One UW-Madison student who has already taken action to fight these risks, UW-Madison junior Brian Elvert serves as the chair of Climate Action 350 UW, a registered student organization committed to raising awareness about climate change.

Elvert traveled to Washington, D.C., March 2 to walk the few miles from Georgetown to Lafayette Park alongside 1,200 others in a civil disobedience protest against constructing the Keystone XL pipeline. He was also among 389 protesters arrested that day.

When asked why he would to go to such lengths to call attention to this issue, Elvert said he feels he should leverage his privilege as an American college student with many opportunities to serve a greater good.

“I feel it’s an obligation for me to use my power as a citizen to stop [climate change],” Elvert said. "This is going to affect so many people, especially the most vulnerable. It’s immoral to not do anything.”

Along with other members of the UW-Madison staff working to educate others about climate change, Elvert said he feels there is a general sense of apathy toward recycling and carbon-footprint reduction.

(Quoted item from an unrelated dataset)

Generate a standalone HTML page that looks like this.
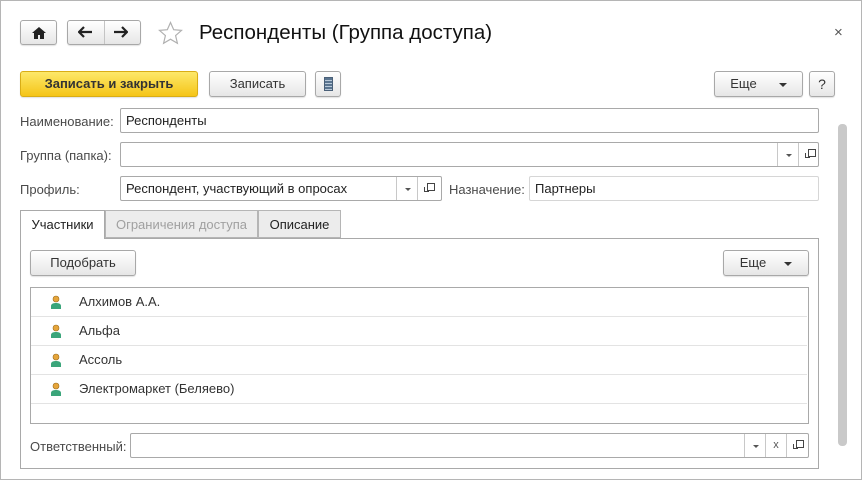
<!DOCTYPE html><html><head><meta charset="utf-8"><style>
*{box-sizing:border-box;margin:0;padding:0}
body{width:862px;height:480px;background:#fff;font-family:"Liberation Sans",Arial,sans-serif;font-size:13px;color:#333;position:relative;overflow:hidden}
.a{position:absolute}
.frame{left:0;top:0;width:862px;height:480px;border:1px solid #b5b5b5}
.btn{position:absolute;border:1px solid #a8a8a8;border-radius:3px;background:linear-gradient(#fff,#e6e6e6);box-shadow:0 1px 1px rgba(0,0,0,.12);text-align:center;color:#333;line-height:23px}
.fld{position:absolute;border:1px solid #a9a9a9;border-radius:2px;background:#fff;height:25px;line-height:23px;padding-left:5px;color:#222}
.lbl{position:absolute;color:#4a4a4a}
.dd{position:absolute;top:0;height:23px;border-left:1px solid #c8c8c8;width:21px}
.dd.arr:after{content:"";position:absolute;left:8px;top:11px;border:3px solid transparent;border-top:3px solid #555;border-bottom:0}
.cp:before{content:"";position:absolute;left:9px;top:6px;width:6px;height:6px;border:1px solid #444}
.cp:after{content:"";position:absolute;left:6px;top:10px;width:4px;height:4px;border-left:1px solid #444;border-bottom:1px solid #444}
.tri{display:inline-block;border:4px solid transparent;border-top:4px solid #333;border-bottom:0;vertical-align:middle;margin-left:22px}
.row{position:absolute;left:0;width:776px;height:29px;border-bottom:1px solid #e3e3e3;line-height:28px}
.row span{position:absolute;left:48px;color:#333}
.ic{position:absolute;left:20px;top:7px;width:10px;height:14px}
</style></head><body>
<div class="a frame"></div>
<div class="btn" style="left:20px;top:20px;width:37px;height:25px"><svg width="14" height="12" viewBox="0 0 14 12" style="margin-top:6px"><path d="M7 0L0 6h2v6h4V8h2v4h4V6h2z" fill="#222"/></svg></div>
<div class="btn" style="left:67px;top:20px;width:74px;height:25px"></div>
<div class="a" style="left:104px;top:21px;width:1px;height:23px;background:#c4c4c4"></div>
<svg class="a" style="left:78px;top:26px" width="15" height="12" viewBox="0 0 15 12"><path d="M1 6h13M6 1L1 6l5 5" stroke="#222" stroke-width="2.2" fill="none"/></svg>
<svg class="a" style="left:113px;top:26px" width="15" height="12" viewBox="0 0 15 12"><path d="M1 6h13M9 1l5 5-5 5" stroke="#222" stroke-width="2.2" fill="none"/></svg>
<svg class="a" style="left:158px;top:21px" width="25" height="24" viewBox="0 0 25 24"><path d="M12.5 1.5l3.2 7.2 7.8.7-5.9 5.2 1.8 7.7-6.9-4.1-6.9 4.1 1.8-7.7-5.9-5.2 7.8-.7z" fill="none" stroke="#b0b0b0" stroke-width="1.2"/></svg>
<div class="a" style="left:199px;top:21px;font-size:20.5px;color:#111">Респонденты (Группа доступа)</div>
<div class="a" style="left:834px;top:24px;font-size:15px;color:#555">×</div>
<div class="btn" style="left:20px;top:71px;width:178px;height:26px;background:linear-gradient(#fde86a,#f5c518);border-color:#d9ad16;font-weight:bold;line-height:24px">Записать и закрыть</div>
<div class="btn" style="left:209px;top:71px;width:97px;height:26px;line-height:24px">Записать</div>
<div class="btn" style="left:315px;top:71px;width:26px;height:26px"><div style="position:absolute;left:8px;top:5px;width:9px;height:14px;background:repeating-linear-gradient(#5a7590 0 2px,#b8c8d8 2px 3px);border:1px solid #4a6078"></div></div>
<div class="btn" style="left:714px;top:71px;width:89px;height:26px;line-height:24px">Еще<span class="tri"></span></div>
<div class="btn" style="left:809px;top:71px;width:26px;height:26px;line-height:24px;font-size:14px">?</div>
<div class="lbl" style="left:20px;top:114px">Наименование:</div>
<div class="fld" style="left:120px;top:108px;width:699px">Респонденты</div>
<div class="lbl" style="left:20px;top:148px">Группа (папка):</div>
<div class="fld" style="left:120px;top:142px;width:699px"><div class="dd arr" style="left:656px"></div><div class="dd cp" style="left:677px"></div></div>
<div class="lbl" style="left:20px;top:182px">Профиль:</div>
<div class="fld" style="left:120px;top:176px;width:322px">Респондент, участвующий в опросах<div class="dd arr" style="left:275px"></div><div class="dd cp" style="left:296px"></div></div>
<div class="lbl" style="left:449px;top:182px">Назначение:</div>
<div class="fld" style="left:529px;top:176px;width:290px;border-color:#d6d6d6">Партнеры</div>
<div class="a" style="left:838px;top:124px;width:9px;height:322px;background:#c9c9c9;border-radius:4px"></div>
<div class="a" style="left:20px;top:238px;width:799px;height:231px;border:1px solid #a9a9a9"></div>
<div class="a" style="left:20px;top:210px;width:85px;height:29px;border:1px solid #a9a9a9;border-bottom:none;background:#fff;line-height:28px;text-align:center;color:#222">Участники</div>
<div class="a" style="left:105px;top:210px;width:153px;height:28px;border:1px solid #b5b5b5;background:#ececec;line-height:27px;text-align:center;color:#a0a0a0">Ограничения доступа</div>
<div class="a" style="left:258px;top:210px;width:83px;height:28px;border:1px solid #b5b5b5;background:#ececec;line-height:27px;text-align:center;color:#222">Описание</div>
<div class="btn" style="left:30px;top:250px;width:106px;height:26px;line-height:24px">Подобрать</div>
<div class="btn" style="left:723px;top:250px;width:86px;height:26px;line-height:24px">Еще<span class="tri" style="margin-left:18px"></span></div>
<div class="a" style="left:30px;top:287px;width:779px;height:137px;border:1px solid #a9a9a9;overflow:hidden">
<div class="row" style="top:0"><svg class="ic" viewBox="0 0 10 14"><circle cx="5" cy="4" r="3" fill="#e6a53a" stroke="#9a6a1a" stroke-width=".6"/><path d="M0 14v-3c0-2 2-3 5-3s5 1 5 3v3z" fill="#3aa57a"/></svg><span>Алхимов А.А.</span></div>
<div class="row" style="top:29px"><svg class="ic" viewBox="0 0 10 14"><circle cx="5" cy="4" r="3" fill="#e6a53a" stroke="#9a6a1a" stroke-width=".6"/><path d="M0 14v-3c0-2 2-3 5-3s5 1 5 3v3z" fill="#3aa57a"/></svg><span>Альфа</span></div>
<div class="row" style="top:58px"><svg class="ic" viewBox="0 0 10 14"><circle cx="5" cy="4" r="3" fill="#e6a53a" stroke="#9a6a1a" stroke-width=".6"/><path d="M0 14v-3c0-2 2-3 5-3s5 1 5 3v3z" fill="#3aa57a"/></svg><span>Ассоль</span></div>
<div class="row" style="top:87px"><svg class="ic" viewBox="0 0 10 14"><circle cx="5" cy="4" r="3" fill="#e6a53a" stroke="#9a6a1a" stroke-width=".6"/><path d="M0 14v-3c0-2 2-3 5-3s5 1 5 3v3z" fill="#3aa57a"/></svg><span>Электромаркет (Беляево)</span></div>
</div>
<div class="lbl" style="left:30px;top:439px">Ответственный:</div>
<div class="fld" style="left:130px;top:433px;width:679px"><div class="dd arr" style="left:613px"></div><div class="dd" style="left:634px;text-align:center;font-size:11px;color:#555;line-height:22px">x</div><div class="dd cp" style="left:655px"></div></div>
</body></html>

“There doesn’t seem to be a strong sense of civic engagement or activism as much as there could be,” Elvert said. “We have power as students, why not use that power as a large student body with something to say?”

With the state Capitol just blocks from campus, UW-Madison students are in a unique position to ignite change in the Madison community and beyond. As the frozen earth yields to soft, budding grass, now is the time to draw inspiration from the striking beauty of nature that sustains and accentuates everyday life, and make an effort to defend it.